Le juge espagnol vient d’être sanctionné de 11 ans d’interdiction professionnelle pour des écoutes de conversations entre accusés en prison préventive et leurs avocats… Mais le premier des inculpés à passer en jugement pour cette affaire de corruption, a, lui, été acquitté.

Le Juge Garzón aura été le premier condamné dans le cadre de l’affaire Gürtel. Il a été sanctionné, ce jeudi, par 11 ans d’interdiction professionnelle par le Tribunal Suprême espagnol pour avoir ordonné des écoutes des conversations entre accusés en prison préventive et leurs avocats. Et cela dans une enquête sur un réseau de corruption et de blanchiment d’argent, qui touche certains dirigeants du parti populaire.

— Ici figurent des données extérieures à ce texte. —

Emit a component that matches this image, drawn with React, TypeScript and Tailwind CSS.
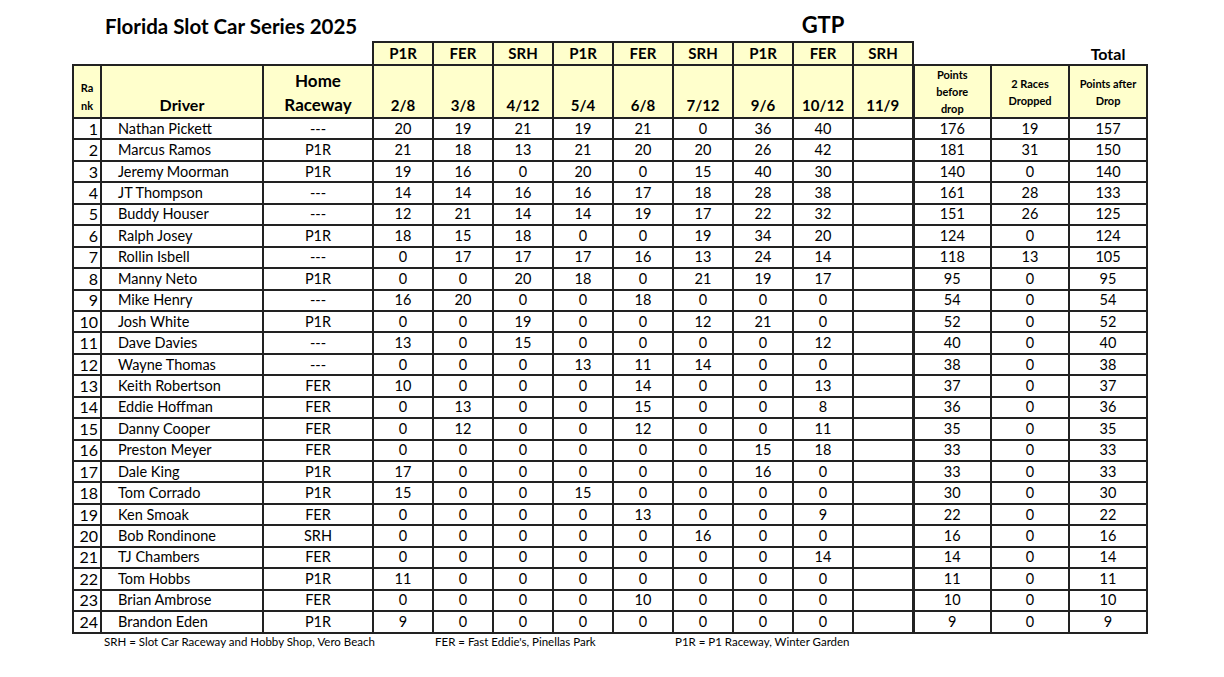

Cette condamnation met fin à la carrière judiciaire de Baltasar Garzón, âgé de 56 ans. Ironie de l’histoire, c’est donc le juge qui a mené l’enquête et décortiqué le réseau de trafic d’influence Gürtel qui est condamné. Alors qu’il y a quelques semaines, le premier des inculpés à passer en jugement pour cette affaire a, lui, été acquitté par un jury populaire, à la stupeur générale: Francisco Camps, ex-président de la région de Valence, était sorti triomphant du tribunal. Non coupable. Camps avait pourtant été poussé à la démission par son propre parti, préoccupé par l’accumulation des preuves qui signalaient sa proximité avec les chefs du réseau de corruption.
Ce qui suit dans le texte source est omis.